● **What you need to do**:
Retype nothing but the lines from the start of the material up to and including the line with "import React from 'react';". Pictures don't belong in the copy.

● **Given material**:
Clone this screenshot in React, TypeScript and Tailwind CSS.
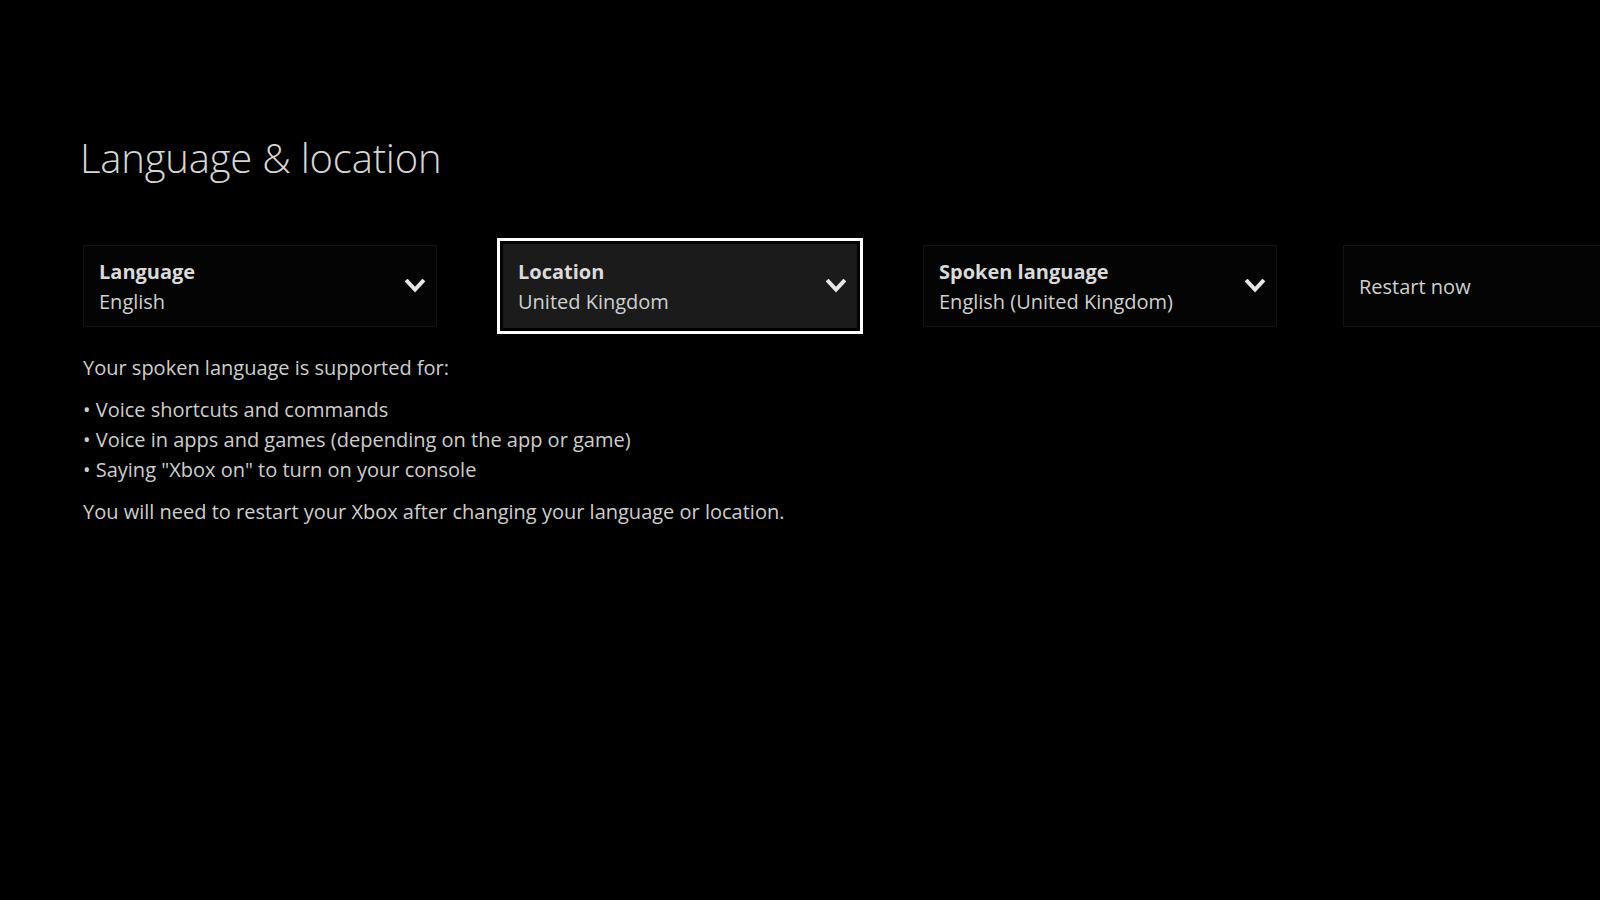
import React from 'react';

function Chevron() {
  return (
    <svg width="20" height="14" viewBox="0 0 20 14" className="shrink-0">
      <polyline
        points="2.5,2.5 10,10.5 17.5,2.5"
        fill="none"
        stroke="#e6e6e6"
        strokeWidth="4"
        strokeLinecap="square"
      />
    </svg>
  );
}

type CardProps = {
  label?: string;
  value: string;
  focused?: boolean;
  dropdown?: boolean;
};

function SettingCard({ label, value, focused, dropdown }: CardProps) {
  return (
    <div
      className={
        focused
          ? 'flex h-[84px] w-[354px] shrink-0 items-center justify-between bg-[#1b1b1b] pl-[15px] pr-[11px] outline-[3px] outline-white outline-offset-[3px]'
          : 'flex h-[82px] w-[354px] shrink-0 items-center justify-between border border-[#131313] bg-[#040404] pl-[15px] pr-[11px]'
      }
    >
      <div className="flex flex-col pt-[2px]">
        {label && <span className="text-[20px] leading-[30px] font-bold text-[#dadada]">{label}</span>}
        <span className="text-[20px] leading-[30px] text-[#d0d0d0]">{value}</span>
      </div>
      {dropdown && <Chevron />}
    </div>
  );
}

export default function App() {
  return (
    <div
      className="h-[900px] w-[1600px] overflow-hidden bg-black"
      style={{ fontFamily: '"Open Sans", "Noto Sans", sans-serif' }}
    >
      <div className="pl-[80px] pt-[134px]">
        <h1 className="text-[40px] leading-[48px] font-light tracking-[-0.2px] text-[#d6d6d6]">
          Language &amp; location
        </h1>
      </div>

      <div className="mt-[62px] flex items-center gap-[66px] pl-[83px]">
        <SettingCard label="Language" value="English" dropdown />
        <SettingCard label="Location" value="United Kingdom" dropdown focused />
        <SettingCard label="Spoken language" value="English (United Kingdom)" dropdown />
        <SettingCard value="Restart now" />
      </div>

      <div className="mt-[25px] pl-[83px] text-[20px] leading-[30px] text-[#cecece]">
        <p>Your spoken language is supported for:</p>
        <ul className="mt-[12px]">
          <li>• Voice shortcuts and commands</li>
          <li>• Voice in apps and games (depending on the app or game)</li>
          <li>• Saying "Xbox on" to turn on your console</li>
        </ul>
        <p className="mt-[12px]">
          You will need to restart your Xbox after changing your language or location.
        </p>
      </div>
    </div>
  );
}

● **Solution to this exercise**:
Clone this screenshot in React, TypeScript and Tailwind CSS.
import React from 'react';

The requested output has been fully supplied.